The headline finding is that Millennials (the so-called Gen Y) bought about 3.7 million cars, while their older Gen X peers bought only 3.3 million. (We extracted these numbers from the charts in the Atlantic story). Superficially, that seems to be evidence that Millennials are in fact buying more cars.
But there’s a huge problem with this interpretation: There are way, way more people in “Gen Y” than there are in “Gen X.” Part of the reason is that the Gen Y group -- also often called the “echo boom” -- were born in years when far more children were born in the U.S. The bigger, and less obvious problem is the arbitrary and varying periods used to define “generations.” According to the definitions used by JD Power, Gen Y includes people born from 1977 to 1994 (a 17-year cohort), while Gen X includes those born between 1965 and 1976 -- just an 11-year cohort. As a result, these definitions put nearly 78 million people in Gen Y and fewer than 45 million in GenX. There are fully 33 million more Gen Xers than Gen Y.* Hardly surprising, and not at all meaningful, that this much larger group buys about 10 percent more cars than the much smaller group.
This is where long division comes in.
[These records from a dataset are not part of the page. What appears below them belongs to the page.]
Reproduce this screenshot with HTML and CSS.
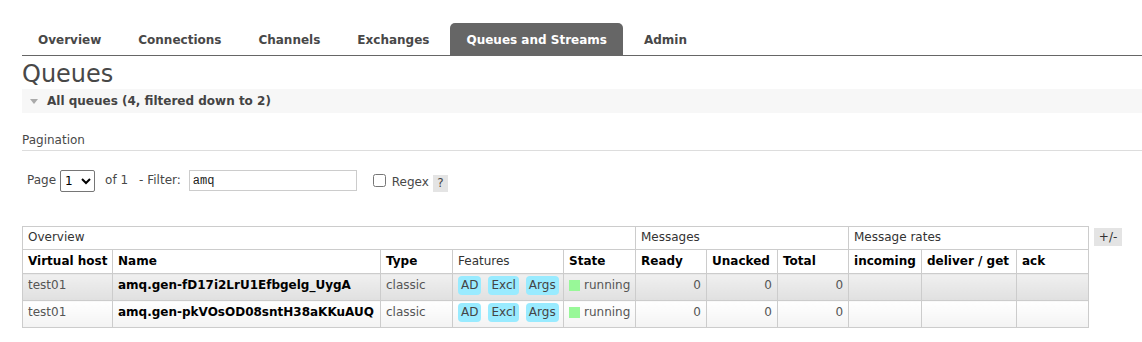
FILE: index.html
```html
<!DOCTYPE html>
<html lang="en">
<head>
    <meta charset="UTF-8">
    <title>RabbitMQ Management: Queues</title>
    <link rel="stylesheet" href="styles.css">
</head>
<body>

    <div id="menu">
        <ul>
            <li><a href="#">Overview</a></li>
            <li><a href="#">Connections</a></li>
            <li><a href="#">Channels</a></li>
            <li><a href="#">Exchanges</a></li>
            <li><a href="#" class="selected">Queues and Streams</a></li>
            <li><a href="#">Admin</a></li>
        </ul>
    </div>

    <h1>Queues</h1>

    <div class="section">
        <h2><span class="arrow"></span>All queues (4, filtered down to 2)</h2>
        <div class="hider">
            <h3>Pagination</h3>
            <div class="filter">
                <label>Page</label>
                <select class="page-select">
                    <option>1</option>
                </select>
                <span class="of">of 1</span>
                <label class="filter-label">- Filter:</label>
                <input type="text" class="filter-input" value="amq">
                <input type="checkbox" class="regex-box">
                <label class="regex-label">Regex</label>
                <span class="help">?</span>
            </div>

            <div class="table-wrap">
                <table class="list">
                    <colgroup>
                        <col style="width: 90px">
                        <col style="width: 268px">
                        <col style="width: 72px">
                        <col style="width: 111px">
                        <col style="width: 72px">
                        <col style="width: 71px">
                        <col style="width: 71px">
                        <col style="width: 71px">
                        <col style="width: 73px">
                        <col style="width: 95px">
                        <col style="width: 72px">
                    </colgroup>
                    <thead>
                        <tr class="group">
                            <th colspan="5">Overview</th>
                            <th colspan="3">Messages</th>
                            <th colspan="3">Message rates</th>
                        </tr>
                        <tr>
                            <th>Virtual host</th>
                            <th>Name</th>
                            <th>Type</th>
                            <th class="plain">Features</th>
                            <th>State</th>
                            <th>Ready</th>
                            <th>Unacked</th>
                            <th>Total</th>
                            <th>incoming</th>
                            <th>deliver / get</th>
                            <th>ack</th>
                        </tr>
                    </thead>
                    <tbody>
                        <tr class="alt1">
                            <td>test01</td>
                            <td class="qname">amq.gen-fD17i2LrU1Efbgelg_UygA</td>
                            <td>classic</td>
                            <td class="features"><div class="tags"><abbr>AD</abbr><abbr>Excl</abbr><abbr>Args</abbr></div></td>
                            <td><span class="state-ok"></span>running</td>
                            <td class="r">0</td>
                            <td class="r">0</td>
                            <td class="r">0</td>
                            <td></td>
                            <td></td>
                            <td></td>
                        </tr>
                        <tr class="alt2">
                            <td>test01</td>
                            <td class="qname">amq.gen-pkVOsOD08sntH38aKKuAUQ</td>
                            <td>classic</td>
                            <td class="features"><div class="tags"><abbr>AD</abbr><abbr>Excl</abbr><abbr>Args</abbr></div></td>
                            <td><span class="state-ok"></span>running</td>
                            <td class="r">0</td>
                            <td class="r">0</td>
                            <td class="r">0</td>
                            <td></td>
                            <td></td>
                            <td></td>
                        </tr>
                    </tbody>
                </table>
                <span class="columns-toggle">+/-</span>
            </div>
        </div>
    </div>

</body>
</html>
```

FILE: styles.css
```css
body {
    font-family: "DejaVu Sans", Verdana, sans-serif;
    font-size: 12px;
    line-height: 15px;
    color: #484848;
    margin: 0;
    padding: 0 0 0 22px;
}
#menu ul {
    list-style: none;
    margin: 23px 0 0 0;
    padding: 0;
    display: flex;
    border-bottom: 1px solid #666;
}
#menu li a {
    display: block;
    padding: 10px 16px 7px;
    margin-right: 5px;
    font-weight: bold;
    color: #484848;
    text-decoration: none;
    border-radius: 5px 5px 0 0;
}
#menu li a.selected {
    background-color: #666;
    color: #fff;
}
h1 {
    font-size: 24px;
    font-weight: normal;
    line-height: 29px;
    color: #484848;
    margin: 4px 0 0;
}
.section h2 {
    display: flex;
    align-items: center;
    margin: 0;
    height: 24px;
    background-color: #f7f7f7;
    font-size: 12px;
    font-weight: bold;
    color: #444;
}
.arrow {
    width: 0;
    height: 0;
    margin: 0 9px 0 8px;
    border-left: 4px solid transparent;
    border-right: 4px solid transparent;
    border-top: 5px solid #aaa;
}
.hider h3 {
    font-size: 12px;
    font-weight: normal;
    margin: 20px 0 0;
    padding-bottom: 2px;
    border-bottom: 1px solid #ddd;
}
.filter {
    display: flex;
    align-items: center;
    margin-top: 18px;
    padding-left: 5px;
    height: 23px;
}
.page-select {
    width: 35px;
    height: 22px;
    margin-left: 4px;
    font-family: "DejaVu Sans", sans-serif;
    font-size: 12px;
    color: #000;
    border: 1px solid #767676;
    border-radius: 2px;
    background: #fff;
}
.of {
    margin-left: 10px;
}
.filter-label {
    margin-left: 11px;
}
.filter-input {
    width: 168px;
    height: 21px;
    margin-left: 8px;
    padding: 0 3px;
    box-sizing: border-box;
    border: 1px solid #ccc;
    font-family: "Liberation Mono", monospace;
    font-size: 12px;
    color: #222;
}
.regex-box {
    width: 13px;
    height: 13px;
    margin: 0 0 0 16px;
}
.regex-label {
    margin-left: 6px;
    margin-top: 4px;
}
.help {
    display: inline-block;
    margin: 5px 0 0 4px;
    width: 15px;
    height: 17px;
    line-height: 17px;
    text-align: center;
    background-color: #e4e4e4;
    color: #444;
}
.table-wrap {
    display: flex;
    align-items: flex-start;
    margin-top: 34px;
}
table.list {
    border-collapse: collapse;
    table-layout: fixed;
    width: 1067px;
}
table.list th,
table.list td {
    border: 1px solid #ccc;
    text-align: left;
    vertical-align: top;
    white-space: nowrap;
    overflow: hidden;
}
table.list th {
    padding: 4px 5px;
    color: #000;
    font-weight: bold;
}
table.list tr.group th,
table.list th.plain {
    font-weight: normal;
    color: #333;
}
table.list tr.group th {
    padding: 3px 5px 4px;
}
table.list td {
    padding: 4px 5px 7px;
    color: #555;
}
table.list td.qname {
    font-weight: bold;
    color: #000;
}
table.list td.r {
    text-align: right;
}
table.list td.features {
    padding: 2px 5px 5px;
}
tr.alt1 td {
    background: linear-gradient(#f0f0f0, #e0e0e0);
}
tr.alt2 td {
    background: linear-gradient(#ffffff, #f3f3f3);
}
.tags {
    display: flex;
    gap: 7px;
}
.tags abbr {
    display: block;
    height: 19px;
    line-height: 19px;
    padding: 0 3px;
    background-color: #99ebff;
    border-radius: 4px;
    color: #444;
    text-decoration: none;
}
.state-ok {
    display: inline-block;
    width: 11px;
    height: 11px;
    margin: 2px 4px 0 0;
    vertical-align: top;
    background-color: #98f898;
}
.columns-toggle {
    margin: 2px 0 0 5px;
    width: 28px;
    height: 18px;
    line-height: 18px;
    text-align: center;
    background-color: #e4e4e4;
    color: #333;
}
```
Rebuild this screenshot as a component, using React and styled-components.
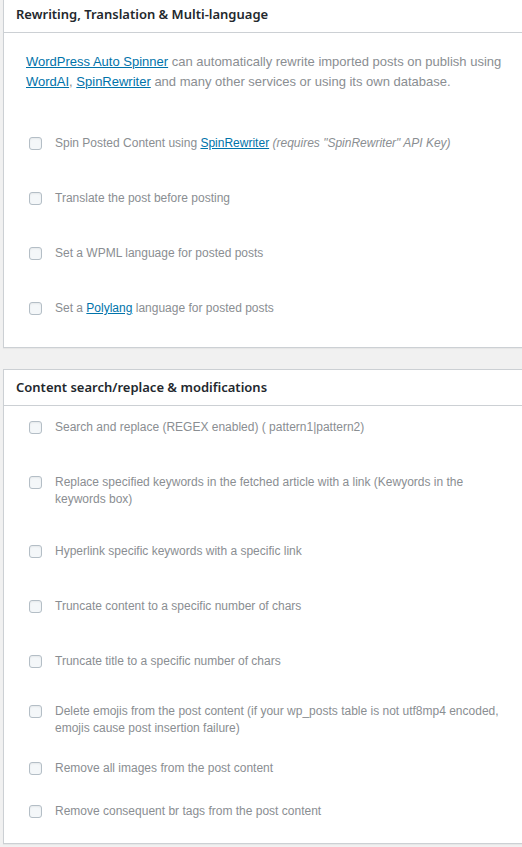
import React from "react"
import styled, { createGlobalStyle } from "styled-components"

const Global = createGlobalStyle`
  html, body {
    margin: 0;
    padding: 0;
    background: #f1f1f1;
    overflow-x: hidden;
  }
  body {
    font-family: "Liberation Sans", Arial, sans-serif;
  }
`

const Page = styled.div`
  margin-top: -4px;
  padding-left: 3px;
  width: 560px;
`

const Panel = styled.div`
  background: #fff;
  border: 1px solid #ccd0d4;
  box-shadow: 0 1px 1px rgba(0, 0, 0, 0.04);
  margin-bottom: 21px;
`

const Title = styled.h2`
  margin: 0;
  padding: 8px 12px;
  font-family: "Noto Sans", "Open Sans", sans-serif;
  font-size: 13px;
  font-weight: 600;
  line-height: 19px;
  color: #23282d;
  border-bottom: 1px solid #ccd0d4;
`

const Inside = styled.div`
  padding: 0 12px ${(p) => p.$bottom}px;
`

const Description = styled.p`
  margin: 0;
  padding: 19px 10px 0;
  width: 484px;
  font-size: 13px;
  line-height: 20px;
  color: #8a8e92;
`

const Link = styled.a`
  color: #0073aa;
  text-decoration: underline;
`

const Row = styled.label`
  display: flex;
  align-items: flex-start;
  margin-top: ${(p) => p.$top}px;
  padding-left: 13px;
`

const Box = styled.span`
  flex: none;
  width: 11px;
  height: 11px;
  margin-top: 2px;
  border: 1px solid #b4bec6;
  border-radius: 3px;
  background: #f4f7f9;
  box-shadow: inset 0 1px 2px rgba(0, 0, 0, 0.06);
`

const Label = styled.span`
  margin-left: 13px;
  width: 455px;
  font-size: 12px;
  line-height: 17px;
  color: #8a8e92;
`

const Note = styled.i`
  color: #8a8e92;
`

const Option = ({ top, children }) => (
  <Row $top={top}>
    <Box />
    <Label>{children}</Label>
  </Row>
)

export default function App() {
  return (
    <>
      <Global />
      <Page>
        <Panel>
          <Title>Rewriting, Translation &amp; Multi-language</Title>
          <Inside $bottom={30}>
            <Description>
              <Link href="#">WordPress Auto Spinner</Link> can automatically rewrite imported posts on publish using{" "}
              <Link href="#">WordAI</Link>, <Link href="#">SpinRewriter</Link> and many other services or using its own database.
            </Description>
            <Option top={43}>
              Spin Posted Content using <Link href="#">SpinRewriter</Link>{" "}
              <Note>(requires "SpinRewriter" API Key)</Note>
            </Option>
            <Option top={38}>Translate the post before posting</Option>
            <Option top={38}>Set a WPML language for posted posts</Option>
            <Option top={38}>
              Set a <Link href="#">Polylang</Link> language for posted posts
            </Option>
          </Inside>
        </Panel>
        <Panel>
          <Title>Content search/replace &amp; modifications</Title>
          <Inside $bottom={23}>
            <Option top={13}>Search and replace (REGEX enabled) ( pattern1|pattern2)</Option>
            <Option top={38}>
              Replace specified keywords in the fetched article with a link (Kewyords in the keywords box)
            </Option>
            <Option top={35}>Hyperlink specific keywords with a specific link</Option>
            <Option top={38}>Truncate content to a specific number of chars</Option>
            <Option top={38}>Truncate title to a specific number of chars</Option>
            <Option top={33}>
              Delete emojis from the post content (if your wp_posts table is not utf8mp4 encoded, emojis cause post insertion failure)
            </Option>
            <Option top={23}>Remove all images from the post content</Option>
            <Option top={26}>Remove consequent br tags from the post content</Option>
          </Inside>
        </Panel>
      </Page>
    </>
  )
}
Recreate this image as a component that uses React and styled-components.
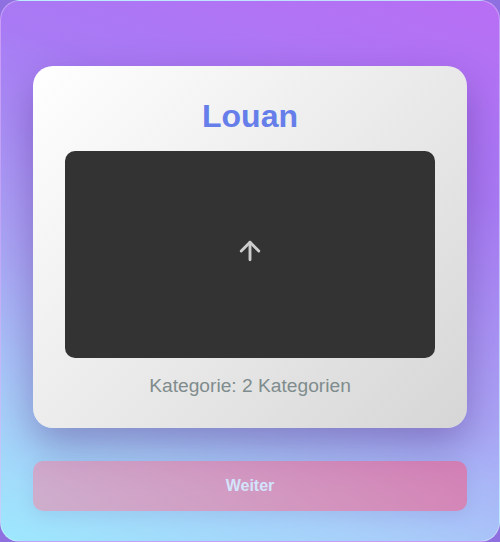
import React from "react";
import styled, { createGlobalStyle } from "styled-components";
import { ArrowUp } from "lucide-react";

const GlobalStyle = createGlobalStyle`
  html, body {
    margin: 0;
    padding: 0;
    background: #8f70e0;
  }
  body {
    font-family: "Liberation Sans", Arial, sans-serif;
  }
  * {
    box-sizing: border-box;
  }
`;

const Frame = styled.div`
  width: 500px;
  height: 542px;
  border-radius: 20px;
  border: 1px solid rgba(255, 255, 255, 0.3);
  background: linear-gradient(200deg, #b86ef4 0%, #a87af4 28%, #aaa4f5 58%, #a8cdf9 80%, #9de8fd 100%);
  padding: 65px 32px 0;
  display: flex;
  flex-direction: column;
  gap: 33px;
  overflow: hidden;
`;

const Card = styled.div`
  background: linear-gradient(135deg, #ffffff 0%, #d6d6d6 100%);
  border-radius: 20px;
  padding: 32px 32px 31px;
  box-shadow: 0 18px 40px rgba(60, 20, 110, 0.35);
  display: flex;
  flex-direction: column;
  align-items: center;
`;

const Title = styled.h1`
  margin: 0 0 16px;
  font-size: 32px;
  line-height: 37px;
  font-weight: 700;
  color: #667eea;
`;

const Preview = styled.div`
  width: 100%;
  height: 207px;
  background: #333333;
  border-radius: 10px;
  display: flex;
  align-items: center;
  justify-content: center;
  color: #cccccc;

  svg {
    margin-bottom: 8px;
  }
`;

const Caption = styled.p`
  margin: 17px 0 0;
  font-size: 19.2px;
  line-height: 22px;
  color: #7f8c8d;
`;

const NextButton = styled.button`
  height: 50px;
  border: none;
  border-radius: 10px;
  background: linear-gradient(100deg, #fb7ea0 0%, #ff5078 100%);
  opacity: 0.5;
  color: #ffffff;
  font-family: "Liberation Sans", Arial, sans-serif;
  font-size: 16px;
  font-weight: 700;
  box-shadow: 0 6px 16px rgba(60, 20, 110, 0.15);
`;

export default function App() {
  return (
    <>
      <GlobalStyle />
      <Frame>
        <Card>
          <Title>Louan</Title>
          <Preview>
            <ArrowUp size={30} strokeWidth={2.3} />
          </Preview>
          <Caption>Kategorie: 2 Kategorien</Caption>
        </Card>
        <NextButton disabled>Weiter</NextButton>
      </Frame>
    </>
  );
}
Let’s look at the rate of car buying on a per person basis for each of these two groups. By normalizing the data to account for the different number of people in each group, we get a much more accurate picture of the behavioral differences of individuals in each group – this is dead simple standard fare in statistical analysis. The 78 million Gen Yers bought about 3.7 million cars, or about 47.5 cars per 1,000 persons in the generation. Meanwhile, 45 million GenXers bought 3.3 million cars, or about 73.7 cars per 1,000. Rather than being just as likely or more likely than Gen X to buy cars, the typical member Gen Y is actually 36 percent less likely to buy a car than the previous generation.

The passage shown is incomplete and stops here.